* Set exercise:
Find each line containing the word "styles" and report how many there are. Add nothing else.
↓↓↓
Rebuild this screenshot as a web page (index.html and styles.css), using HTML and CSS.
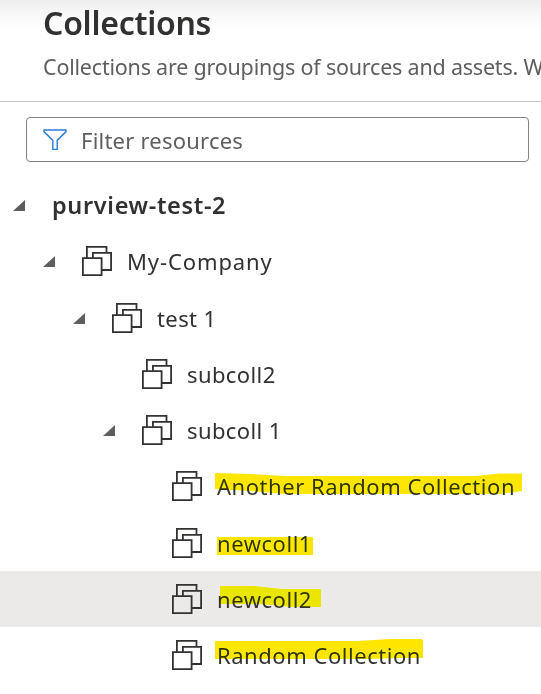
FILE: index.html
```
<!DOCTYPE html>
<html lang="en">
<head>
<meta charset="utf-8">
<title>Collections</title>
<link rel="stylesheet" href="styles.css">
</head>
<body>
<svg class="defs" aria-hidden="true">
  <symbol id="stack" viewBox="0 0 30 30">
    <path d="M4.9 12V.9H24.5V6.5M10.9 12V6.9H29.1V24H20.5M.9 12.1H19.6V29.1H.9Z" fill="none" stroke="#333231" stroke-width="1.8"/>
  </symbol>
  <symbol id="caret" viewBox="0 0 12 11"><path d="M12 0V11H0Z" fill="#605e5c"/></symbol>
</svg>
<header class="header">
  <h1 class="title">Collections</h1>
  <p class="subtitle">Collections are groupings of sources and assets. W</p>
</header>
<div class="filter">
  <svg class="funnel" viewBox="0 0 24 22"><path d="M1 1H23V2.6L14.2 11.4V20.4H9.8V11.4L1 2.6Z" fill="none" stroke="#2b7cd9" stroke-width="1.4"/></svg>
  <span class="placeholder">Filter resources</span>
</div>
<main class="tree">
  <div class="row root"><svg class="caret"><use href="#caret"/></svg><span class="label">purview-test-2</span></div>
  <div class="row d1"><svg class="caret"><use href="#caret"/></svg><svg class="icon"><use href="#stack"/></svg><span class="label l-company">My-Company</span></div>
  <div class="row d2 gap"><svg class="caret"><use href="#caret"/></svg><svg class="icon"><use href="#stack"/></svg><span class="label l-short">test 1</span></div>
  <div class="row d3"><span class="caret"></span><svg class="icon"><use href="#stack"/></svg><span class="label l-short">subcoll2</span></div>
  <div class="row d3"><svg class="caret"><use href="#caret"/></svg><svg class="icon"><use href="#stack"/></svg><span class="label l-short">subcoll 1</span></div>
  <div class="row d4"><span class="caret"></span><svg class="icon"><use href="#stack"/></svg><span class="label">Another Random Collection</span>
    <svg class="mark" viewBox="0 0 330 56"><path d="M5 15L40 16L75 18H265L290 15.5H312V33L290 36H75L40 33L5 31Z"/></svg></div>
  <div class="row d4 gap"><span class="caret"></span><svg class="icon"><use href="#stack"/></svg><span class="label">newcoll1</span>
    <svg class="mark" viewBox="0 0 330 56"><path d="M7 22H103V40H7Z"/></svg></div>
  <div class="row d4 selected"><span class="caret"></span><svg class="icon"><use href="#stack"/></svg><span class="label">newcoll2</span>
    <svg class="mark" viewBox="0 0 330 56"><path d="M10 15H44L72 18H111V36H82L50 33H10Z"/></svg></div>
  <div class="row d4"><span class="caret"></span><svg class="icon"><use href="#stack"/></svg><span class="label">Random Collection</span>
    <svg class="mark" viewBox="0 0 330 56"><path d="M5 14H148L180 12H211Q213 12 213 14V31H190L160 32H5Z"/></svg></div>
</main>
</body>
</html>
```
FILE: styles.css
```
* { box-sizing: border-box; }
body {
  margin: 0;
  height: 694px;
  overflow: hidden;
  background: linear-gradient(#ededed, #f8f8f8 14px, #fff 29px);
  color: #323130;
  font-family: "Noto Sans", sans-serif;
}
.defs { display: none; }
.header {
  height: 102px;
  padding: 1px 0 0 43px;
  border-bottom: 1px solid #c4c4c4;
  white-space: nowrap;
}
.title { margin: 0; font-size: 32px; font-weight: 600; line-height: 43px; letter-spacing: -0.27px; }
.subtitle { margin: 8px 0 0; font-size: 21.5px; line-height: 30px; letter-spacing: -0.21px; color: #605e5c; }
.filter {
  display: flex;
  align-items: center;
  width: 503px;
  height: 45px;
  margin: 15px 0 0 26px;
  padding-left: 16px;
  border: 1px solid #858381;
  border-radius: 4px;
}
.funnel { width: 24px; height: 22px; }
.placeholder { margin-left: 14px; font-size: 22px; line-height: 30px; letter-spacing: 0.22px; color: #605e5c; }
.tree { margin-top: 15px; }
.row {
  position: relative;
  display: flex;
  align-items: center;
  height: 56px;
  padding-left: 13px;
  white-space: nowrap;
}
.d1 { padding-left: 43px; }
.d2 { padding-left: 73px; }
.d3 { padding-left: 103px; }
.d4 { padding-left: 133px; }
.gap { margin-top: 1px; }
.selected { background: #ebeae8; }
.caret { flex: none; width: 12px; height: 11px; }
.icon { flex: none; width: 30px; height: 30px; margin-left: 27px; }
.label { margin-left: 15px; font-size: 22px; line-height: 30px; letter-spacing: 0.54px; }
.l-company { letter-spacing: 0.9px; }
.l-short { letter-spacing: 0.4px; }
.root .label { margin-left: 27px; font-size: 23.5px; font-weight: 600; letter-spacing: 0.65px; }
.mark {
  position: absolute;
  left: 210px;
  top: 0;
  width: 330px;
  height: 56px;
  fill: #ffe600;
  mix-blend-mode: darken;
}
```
↑↑↑
* Task answer:
3